I like smart people and I really like when smart people get together and have a think about things which interest me.
That happened recently as the folks at the Pew Research Center, and Elon University’s Imagining the Internet Center set up an online survey to look at the future of the Internet, the Web, and other digital activities. This is the first of eight reports based on a canvassing of hundreds of experts about the future of such things as privacy, cybersecurity, the “Internet of things,” and net neutrality. In this case they asked experts to make their own predictions about the state of digital life by the year 2025. It’s an interesting document, an overview of which you can read here and which is available in its entirety at this link.
This is a summary of what they found:
To a notable extent, the experts agree on the technology change that lies ahead, even as they disagree about its ramifications. Most believe there will be:
- A global, immersive, invisible, ambient networked computing environment built through the continued proliferation of smart sensors, cameras, software, databases, and massive data centers in a world-spanning information fabric known as the Internet of Things.

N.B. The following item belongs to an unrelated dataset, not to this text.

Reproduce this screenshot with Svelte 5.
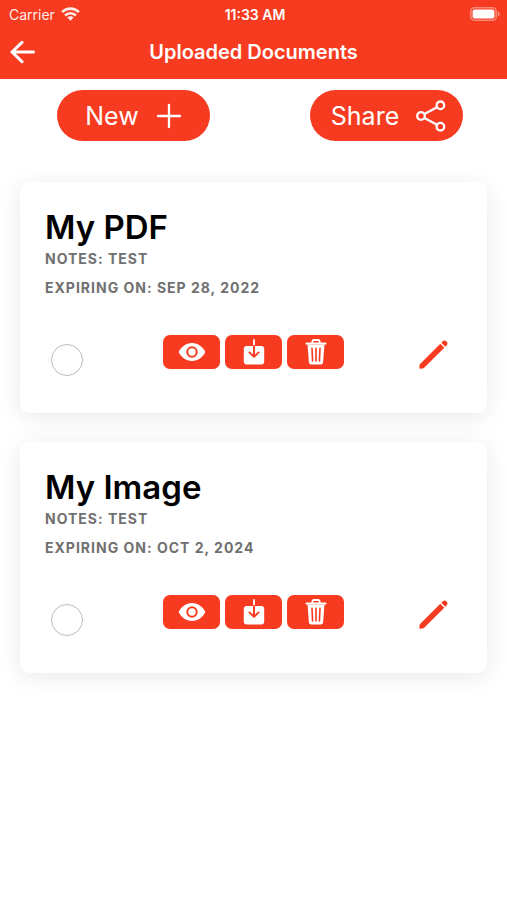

- “Augmented reality” enhancements to the real-world input that people perceive through the use of portable/wearable/implantable technologies.
- Disruption of business models established in the 20th century (most notably impacting finance, entertainment, publishers of all sorts, and education).
- Tagging, databasing, and intelligent analytical mapping of the physical and social realms.
As one expert summed it up rather elegantly, information sharing over the Internet will be so effortlessly interwoven into daily life that it will become invisible, flowing like electricity, often through machine intermediaries. But is that a good thing?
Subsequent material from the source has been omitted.